The Council has improved governance structures
7.27
The Larsen review identified problems with how the Council governed and managed the organisations it controls. We are satisfied that the Council is taking appropriate steps to address those problems. Therefore, we have not made any specific recommendations for the Council, the holding company, or Delta.
Lessons for councils and council-controlled organisations
7.28
When we agreed to carry out this inquiry, we expected that there would be lessons learned for local government as a whole. We finish this report by commenting on more general lessons for the Council and for local government about risks and confidentiality.
Being clear about risk
7.29
Delta made the investments at a time that the Council required more dividends from the holding company group. Had the investments succeeded, they could have helped to meet that requirement when profits were realised.
7.30
We consider that the Council bears some responsibility for the investments. The governance regime it had in place failed to provide any guidance or oversight to the holding company or Delta for the investments, and the Council had not specified its risk appetite for the activities of its trading organisations. Its main focus at the time seems to have been on how much money it could get from its trading organisations and not so much on what they were doing.
7.31
As governors of a public entity, Delta's directors were responsible for prudent stewardship of Delta's assets and funds but were also trying to expand the business to generate more profits for the shareholder. The inevitable tension between careful stewardship and shareholder requirements for more money was not helped by the absence of guidance from the Council or the holding company on risk.
7.32
Local authorities with commercial entities should actively consider their risk appetite from time to time, and be explicit about this with those entities. The annual statement of intent process should provide a basis for those discussions. If a local authority gives primary responsibility for governance of council-controlled organisations and other commercial entities to a holding company, the holding company should seek the council's agreement to its approach to managing risks.
Confidentiality
7.33
For council-controlled trading organisations, there can be a tension between open communication and commercial sensitivity. There will often be a good reason for a council-controlled organisation to protect or withhold information during commercial negotiations,90 including when the council-controlled organisation considers that there is a risk of leaking confidential information that might affect those negotiations.
7.34
However, when decisions have been made, confidentiality considerations should become less important, and council-controlled organisations need to decide then how best to communicate with their shareholding councils.

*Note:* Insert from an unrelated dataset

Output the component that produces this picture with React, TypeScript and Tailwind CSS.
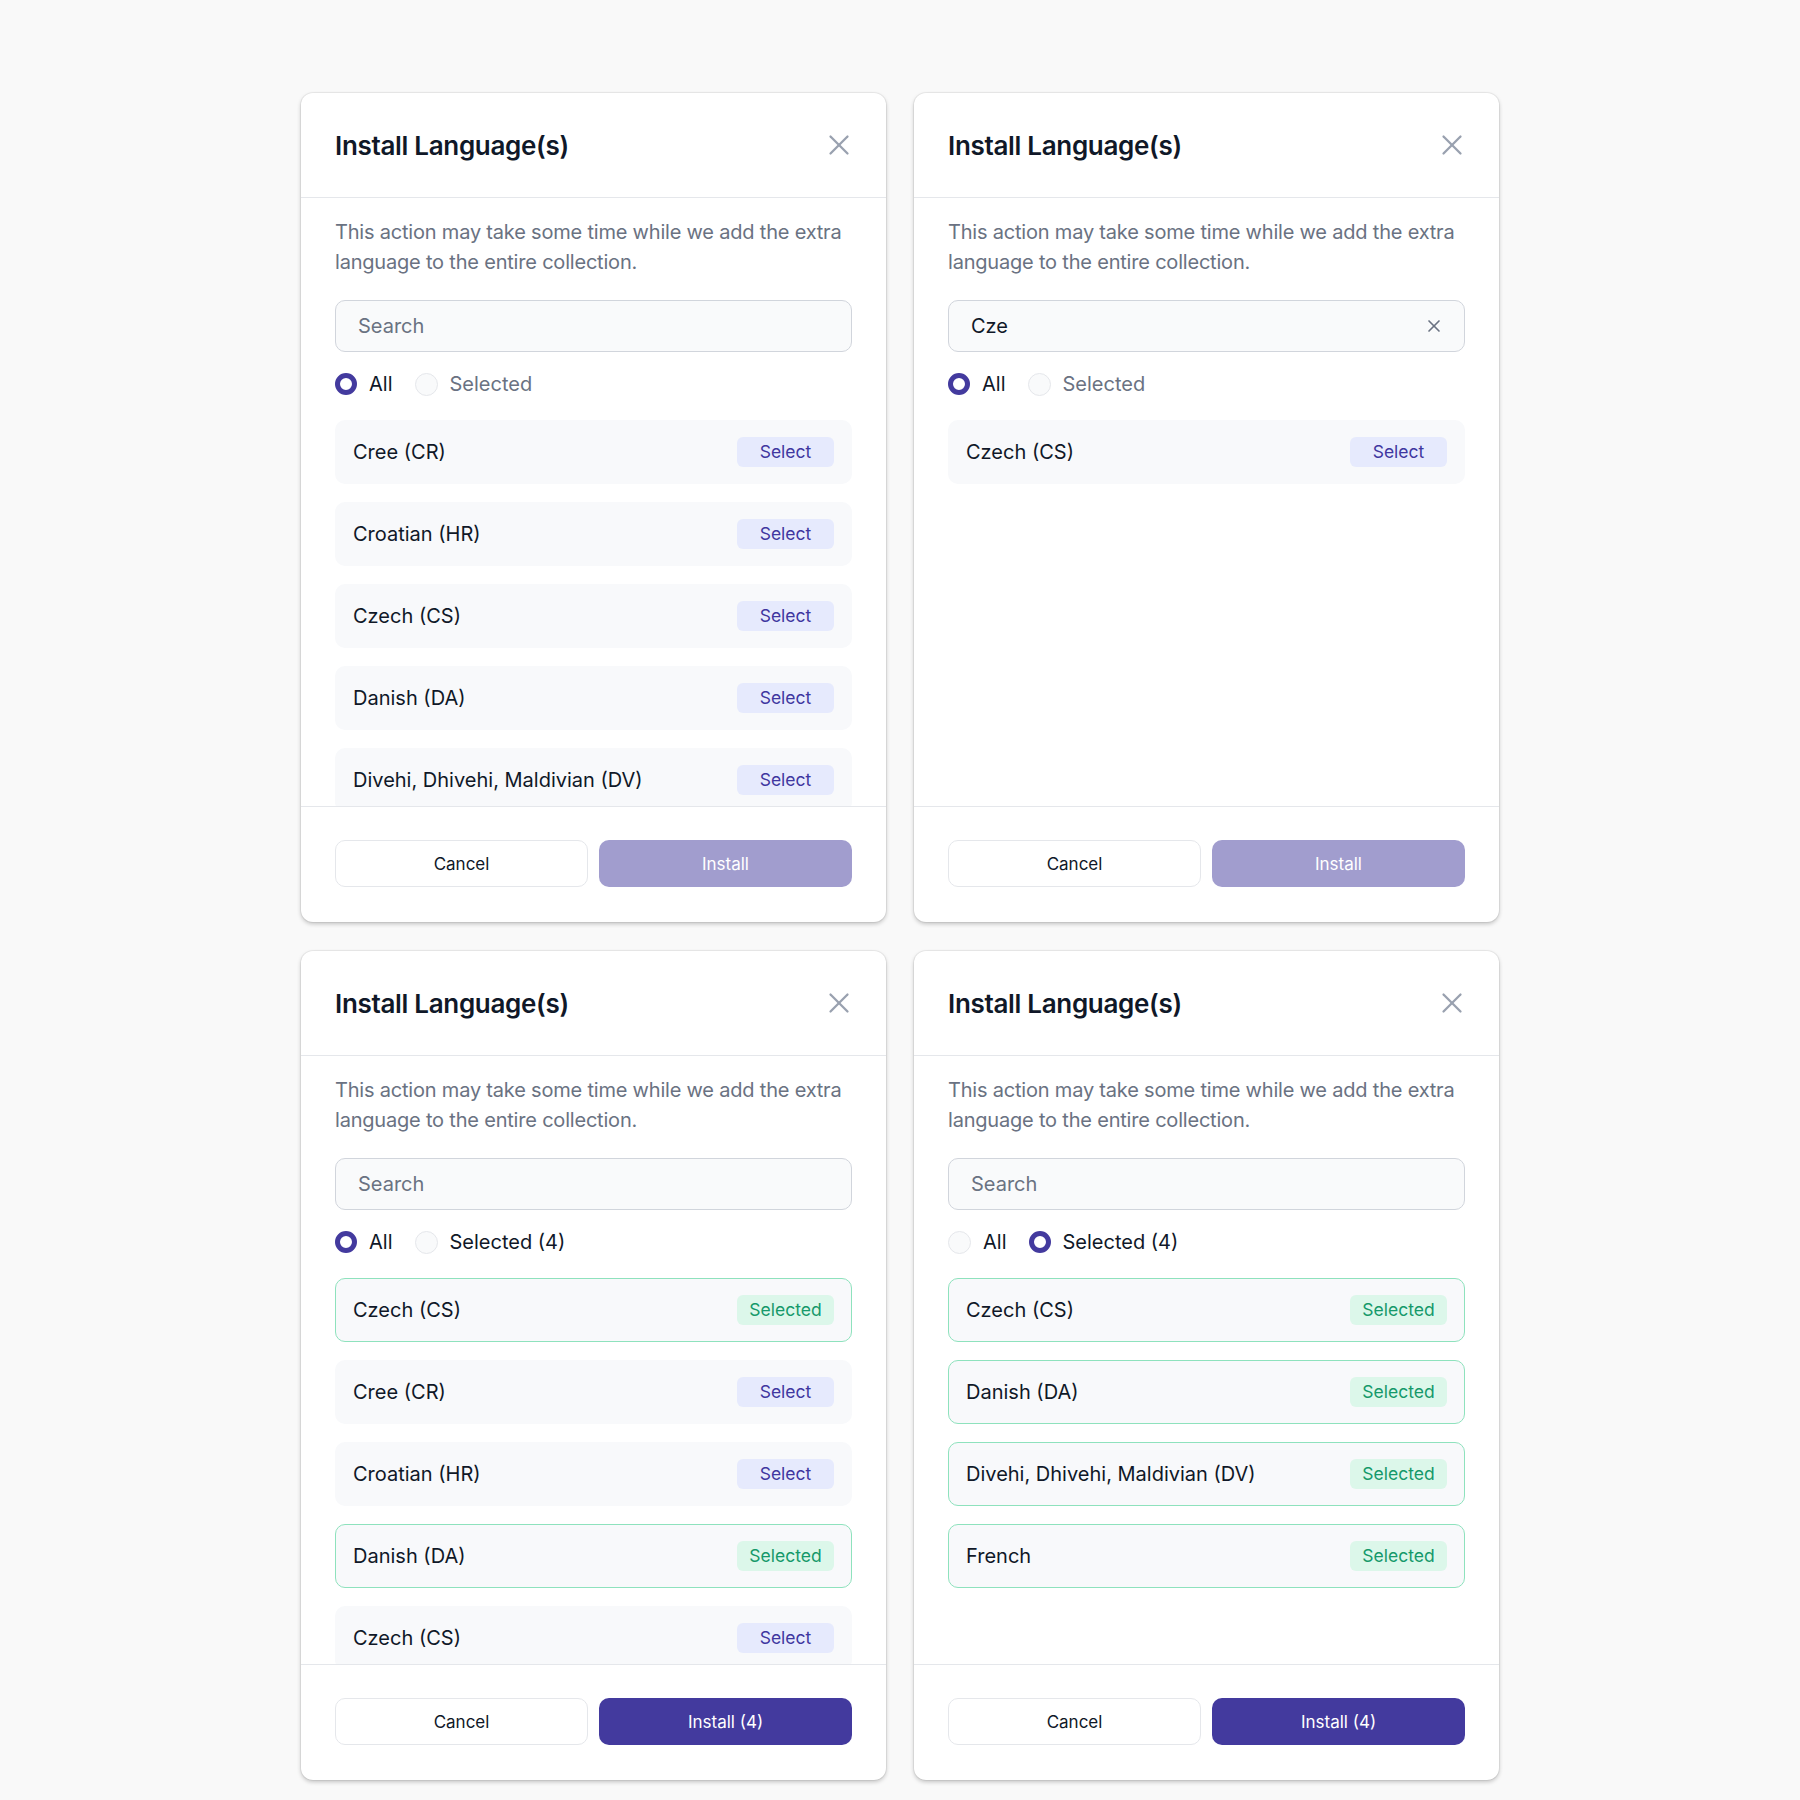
import { X } from "lucide-react";

type Lang = { name: string; selected?: boolean };

type Panel = {
    query: string;
    filter: "all" | "selected";
    count: number;
    items: Lang[];
};

const panels: Panel[] = [
    {
        query: "",
        filter: "all",
        count: 0,
        items: [
            { name: "Cree (CR)" },
            { name: "Croatian (HR)" },
            { name: "Czech (CS)" },
            { name: "Danish (DA)" },
            { name: "Divehi, Dhivehi, Maldivian (DV)" },
        ],
    },
    {
        query: "Cze",
        filter: "all",
        count: 0,
        items: [{ name: "Czech (CS)" }],
    },
    {
        query: "",
        filter: "all",
        count: 4,
        items: [
            { name: "Czech (CS)", selected: true },
            { name: "Cree (CR)" },
            { name: "Croatian (HR)" },
            { name: "Danish (DA)", selected: true },
            { name: "Czech (CS)" },
        ],
    },
    {
        query: "",
        filter: "selected",
        count: 4,
        items: [
            { name: "Czech (CS)", selected: true },
            { name: "Danish (DA)", selected: true },
            { name: "Divehi, Dhivehi, Maldivian (DV)", selected: true },
            { name: "French", selected: true },
        ],
    },
];

function Radio({ checked, label, muted }: { checked: boolean; label: string; muted?: boolean }) {
    return (
        <div className="flex items-center gap-3">
            {checked ? (
                <span className="w-[22px] h-[22px] rounded-full border-[5px] border-[#433a9e] bg-white" />
            ) : (
                <span className="w-[23px] h-[23px] rounded-full border border-gray-200 bg-gray-50" />
            )}
            <span className={`text-[20px] leading-[30px] ${muted ? "text-gray-500" : "text-gray-900"}`}>{label}</span>
        </div>
    );
}

function LanguageRow({ lang }: { lang: Lang }) {
    return (
        <div
            className={`shrink-0 h-16 flex items-center justify-between pl-[17px] pr-[17px] rounded-[10px] bg-[#f8f9fb] border-[1.5px] ${
                lang.selected ? "border-[#8ee2bd]" : "border-transparent"
            }`}
        >
            <span className="text-[20px] text-gray-900">{lang.name}</span>
            {lang.selected ? (
                <span className="w-[97px] h-[30px] flex items-center justify-center rounded-md bg-[#dcf7ea] text-[#15996a] text-[17.5px]">
                    Selected
                </span>
            ) : (
                <span className="w-[97px] h-[30px] flex items-center justify-center rounded-md bg-[#e6eafd] text-[#3f37a0] text-[17.5px]">
                    Select
                </span>
            )}
        </div>
    );
}

function InstallDialog({ panel }: { panel: Panel }) {
    const hasSelection = panel.count > 0;
    return (
        <div className="w-[585px] h-[829px] flex flex-col bg-white rounded-[12px] shadow-[0_2px_4px_rgba(0,0,0,0.22),0_0_0_1px_rgba(0,0,0,0.05)] overflow-hidden">
            {/* Header */}
            <div className="h-[105px] shrink-0 flex items-center justify-between pl-[34px] pr-[30px] border-b border-gray-200">
                <h2 className="text-[26px] font-semibold text-gray-900 tracking-[-0.012em]">Install Language(s)</h2>
                <X className="w-[34px] h-[34px] text-gray-400" strokeWidth={1.6} />
            </div>

            {/* Body */}
            <div className="flex-1 flex flex-col px-[34px] pt-[19px] overflow-hidden">
                <p className="text-[20px] leading-[30px] text-gray-500 tracking-[-0.01em]">
                    This action may take some time while we add the extra language to the entire collection.
                </p>

                <div className="mt-[23px] h-[52px] shrink-0 flex items-center justify-between pl-[22px] pr-[20px] rounded-[10px] bg-gray-50 border border-gray-300">
                    {panel.query ? (
                        <span className="text-[20px] text-gray-900">{panel.query}</span>
                    ) : (
                        <span className="text-[20px] text-gray-500">Search</span>
                    )}
                    {panel.query && <X className="w-[20px] h-[20px] text-gray-500" strokeWidth={2} />}
                </div>

                <div className="mt-[17px] h-[30px] shrink-0 flex items-center gap-[22px]">
                    <Radio checked={panel.filter === "all"} label="All" />
                    <Radio
                        checked={panel.filter === "selected"}
                        label={hasSelection ? `Selected (${panel.count})` : "Selected"}
                        muted={!hasSelection}
                    />
                </div>

                <div className="mt-[21px] flex flex-col gap-[18px]">
                    {panel.items.map((lang, i) => (
                        <LanguageRow key={i} lang={lang} />
                    ))}
                </div>
            </div>

            {/* Footer */}
            <div className="shrink-0 border-t border-gray-200 px-[34px] pt-[33px] pb-[35px] grid grid-cols-2 gap-[11px]">
                <button className="h-[47px] pt-[2px] rounded-[10px] border border-gray-200 bg-white text-[17px] text-gray-900">
                    Cancel
                </button>
                <button
                    className={`h-[47px] pt-[2px] rounded-[10px] text-[17px] text-white ${
                        hasSelection ? "bg-[#433a9e]" : "bg-[#a19dce]"
                    }`}
                >
                    {hasSelection ? `Install (${panel.count})` : "Install"}
                </button>
            </div>
        </div>
    );
}

export default function App() {
    return (
        <div
            className="min-h-screen w-full bg-[#f9f9f9] flex justify-center pt-[93px] pb-5"
            style={{ fontFamily: "Inter, 'Noto Sans', sans-serif" }}
        >
            <div className="grid grid-cols-2 gap-x-[28px] gap-y-[29px]">
                {panels.map((p, i) => (
                    <InstallDialog key={i} panel={p} />
                ))}
            </div>
        </div>
    );
}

Private sector entities dealing with council-controlled organisations should be aware of this, and that the situation is more complex when dealing with a public entity.
7.35
We will be exploring governance and communication matters between council-controlled organisations and councils in more detail in the study mentioned earlier. In the meantime, we trust that this report will provide some useful guidance for all other local authorities – especially those with council-controlled trading organisations.
90: Under the Local Government Official Information and Meetings Act 1987.